Cist, Ballintruer More, Co. Wicklow
Co. Wicklow |
Burial Sites
A field in Ballintruer More, County Wicklow, has quietly given up several prehistoric burials without any formal excavation, fanfare, or official record.
During land reclamation works carried out around 2018, a number of cists came to light, disturbed and unrecorded. A cist is a small stone-lined box grave, typically dating to the Bronze Age, used to contain a crouched or cremated burial. The fact that multiple examples appear to have been uncovered in a single field, and that none of them entered the archaeological record at the time, speaks to how routinely such discoveries can pass unnoticed when they occur outside a formal dig.

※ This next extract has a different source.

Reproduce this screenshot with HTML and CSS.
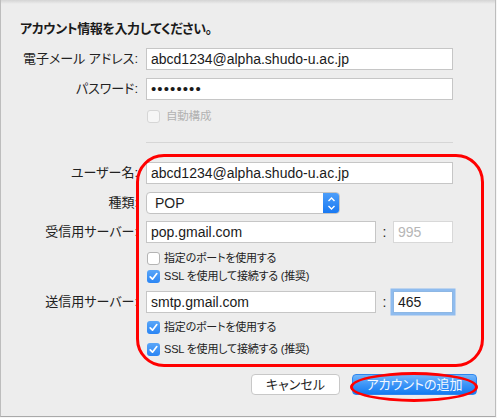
FILE: index.html
```html
<!DOCTYPE html>
<html lang="ja">
<head>
<meta charset="utf-8">
<link rel="stylesheet" href="styles.css">
</head>
<body>
<div class="window">
  <div class="content">
    <h1 class="title">アカウント情報を入力してください。</h1>

    <div class="row r-email">
      <div class="lbl">電子メール アドレス:</div>
      <div class="input">abcd1234@alpha.shudo-u.ac.jp</div>
    </div>
    <div class="row r-pass">
      <div class="lbl">パスワード:</div>
      <div class="input dots">••••••••</div>
    </div>
    <div class="row r-auto">
      <div></div>
      <div class="check disabled"><span class="box"></span><span class="ctext">自動構成</span></div>
    </div>
    <div class="row r-sep">
      <div></div>
      <div class="sep"></div>
    </div>

    <div class="row r-user">
      <div class="lbl">ユーザー名:</div>
      <div class="input">abcd1234@alpha.shudo-u.ac.jp</div>
    </div>
    <div class="row r-kind">
      <div class="lbl">種類:</div>
      <div class="popup">
        <span class="ptext">POP</span>
        <span class="parrow">
          <svg width="17" height="21" viewBox="0 0 17 21"><path d="M5.5 8 L8.5 5 L11.5 8" fill="none" stroke="#fff" stroke-width="1.4"/><path d="M5.5 13 L8.5 16 L11.5 13" fill="none" stroke="#fff" stroke-width="1.4"/></svg>
        </span>
      </div>
    </div>
    <div class="row r-in">
      <div class="lbl">受信用サーバー:</div>
      <div class="server">
        <div class="input srv">pop.gmail.com</div>
        <span class="colon">:</span>
        <div class="input port off">995</div>
      </div>
    </div>
    <div class="row r-c1">
      <div></div>
      <div class="check"><span class="box"></span><span class="ctext">指定のポートを使用する</span></div>
    </div>
    <div class="row r-c2">
      <div></div>
      <div class="check on"><span class="box"><svg width="13" height="13" viewBox="0 0 13 13"><path d="M3.2 6.8 L5.5 9.2 L9.8 3.6" fill="none" stroke="#fff" stroke-width="1.7" stroke-linecap="round" stroke-linejoin="round"/></svg></span><span class="ctext">SSL を使用して接続する (推奨)</span></div>
    </div>
    <div class="row r-out">
      <div class="lbl">送信用サーバー:</div>
      <div class="server">
        <div class="input srv">smtp.gmail.com</div>
        <span class="colon">:</span>
        <div class="input port focus">465</div>
      </div>
    </div>
    <div class="row r-c3">
      <div></div>
      <div class="check on"><span class="box"><svg width="13" height="13" viewBox="0 0 13 13"><path d="M3.2 6.8 L5.5 9.2 L9.8 3.6" fill="none" stroke="#fff" stroke-width="1.7" stroke-linecap="round" stroke-linejoin="round"/></svg></span><span class="ctext">指定のポートを使用する</span></div>
    </div>
    <div class="row r-c4">
      <div></div>
      <div class="check on"><span class="box"><svg width="13" height="13" viewBox="0 0 13 13"><path d="M3.2 6.8 L5.5 9.2 L9.8 3.6" fill="none" stroke="#fff" stroke-width="1.7" stroke-linecap="round" stroke-linejoin="round"/></svg></span><span class="ctext">SSL を使用して接続する (推奨)</span></div>
    </div>

    <div class="buttons">
      <div class="btn cancel">キャンセル</div>
      <div class="btn primary">アカウントの追加</div>
    </div>
  </div>
  <div class="mark-rect"></div>
  <div class="mark-ellipse"></div>
</div>
</body>
</html>
```

FILE: styles.css
```css
* { box-sizing: border-box; }

body {
  margin: 0;
  background: #f6f6f6;
  font-family: "Liberation Sans", "Noto Sans CJK JP", sans-serif;
  color: #1f1f1f;
}

.window {
  position: relative;
  width: 496px;
  height: 417px;
  background: linear-gradient(#d4d4d4, #ededed 4px) #ededed;
  border-left: 1px solid #bdbdbd;
  border-right: 1px solid #bdbdbd;
  border-bottom: 1px solid #a9a9a9;
}

.content {
  padding-top: 21px;
}

.title {
  margin: 0 0 0 19px;
  font-size: 13px;
  font-weight: bold;
  line-height: 16px;
  letter-spacing: -0.4px;
  font-feature-settings: "palt";
  color: #1a1a1a;
}

.row {
  display: grid;
  grid-template-columns: 137px 307px;
  column-gap: 8px;
  align-items: center;
}

.lbl {
  text-align: right;
  font-size: 13px;
  line-height: 16px;
  font-feature-settings: "palt";
  white-space: nowrap;
  color: #222;
}

.input {
  height: 22px;
  background: #fff;
  border: 1px solid #c6c6c6;
  font-size: 14px;
  line-height: 20px;
  padding-left: 4px;
  white-space: nowrap;
  color: #1a1a1a;
}

.dots {
  font-size: 15px;
  letter-spacing: 1.1px;
  padding-left: 4px;
}

.r-email { margin-top: 11px; }
.r-pass { margin-top: 8px; }
.r-auto { margin-top: 10px; }
.r-sep { margin-top: 19px; }
.r-user { margin-top: 19px; }
.r-kind { margin-top: 8px; }
.r-in { margin-top: 7px; }
.r-c1 { margin-top: 9px; }
.r-c2 { margin-top: 5px; }
.r-out { margin-top: 8px; }
.r-c3 { margin-top: 8px; }
.r-c4 { margin-top: 9px; }

.sep {
  height: 1px;
  background: #d6d6d6;
}

/* checkboxes */
.check {
  display: flex;
  align-items: center;
  height: 13px;
  padding-left: 1px;
}

.box {
  width: 13px;
  height: 13px;
  flex: none;
  border: 1px solid #b4b4b4;
  border-radius: 3px;
  background: #fff;
  position: relative;
}

.box svg {
  position: absolute;
  left: -1px;
  top: -1px;
}

.check.on .box {
  border: none;
  background: linear-gradient(#5aa6f8, #2a85f4);
}

.check.on .box svg {
  left: 0;
  top: 0;
}

.check.disabled .box {
  border-color: #d6d6d6;
  background: #f6f6f6;
}

.ctext {
  margin-left: 4px;
  font-size: 11px;
  line-height: 13px;
  letter-spacing: -0.2px;
  font-feature-settings: "palt";
  white-space: nowrap;
  color: #222;
}

.check.disabled .ctext {
  margin-left: 6px;
  font-size: 11.5px;
  color: #b2b2b2;
}

/* popup */
.popup {
  width: 194px;
  height: 22px;
  display: flex;
  background: #fff;
  border: 1px solid #c3c3c3;
  border-radius: 4px;
  overflow: hidden;
}

.ptext {
  flex: 1;
  padding-left: 8px;
  font-size: 14px;
  line-height: 20px;
}

.parrow {
  width: 17px;
  flex: none;
  margin: -1px -1px -1px 0;
  height: 22px;
  background: linear-gradient(#4fa0fa, #1677f2);
  border-radius: 0 4px 4px 0;
  display: flex;
  align-items: center;
  justify-content: center;
}

/* server rows */
.server {
  display: flex;
  align-items: center;
}

.srv {
  width: 230px;
}

.colon {
  width: 17px;
  text-align: center;
  font-size: 14px;
  line-height: 20px;
}

.port {
  width: 60px;
}

.port.off {
  border-color: #d8d8d8;
  color: #b6b6b6;
}

.port.focus {
  border-color: #8db7e4;
  box-shadow: 0 0 0 2.5px #8fbcef;
}

/* buttons */
.buttons {
  display: flex;
  justify-content: flex-end;
  gap: 12px;
  margin-top: 18px;
  padding-right: 18px;
}

.btn {
  height: 21px;
  border-radius: 4px;
  font-size: 13px;
  line-height: 20px;
  text-align: center;
  font-feature-settings: "palt";
}

.cancel {
  width: 89px;
  background: #fff;
  border: 1px solid #c8c8c8;
  color: #1e1e1e;
}

.primary {
  width: 125px;
  background: linear-gradient(#72b6fb, #3d95f7 50%, #137bf1);
  border: 1px solid #2f86ee;
  color: #f3f8ff;
}

/* red annotation marks */
.mark-rect {
  position: absolute;
  left: 135px;
  top: 154px;
  width: 348px;
  height: 213px;
  border: 3.5px solid #f00;
  border-radius: 28px;
}

.mark-ellipse {
  position: absolute;
  left: 349px;
  top: 372px;
  width: 128px;
  height: 30px;
  border: 3px solid #f00;
  border-radius: 50%;
}
```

What brought the site to attention was not the ground itself but an aerial image. A cropmark, the faint shadow that buried features cast on growing vegetation when viewed from above, appeared on a Google Earth orthoimage taken in May 2020. The mark resembles a pit feature, and its shape is notably similar to a cropmark associated with a recorded Linkardstown burial located approximately 290 metres to the south. Linkardstown burials are a distinctive class of Neolithic monument, typically involving a large stone cist beneath a mound, and are relatively rare. Whether the cropmark at Ballintruer More represents one of the disturbed cists uncovered during land reclamation, or something else entirely, remains an open question. The information was passed on by Robert Hanbidge and compiled in October 2020.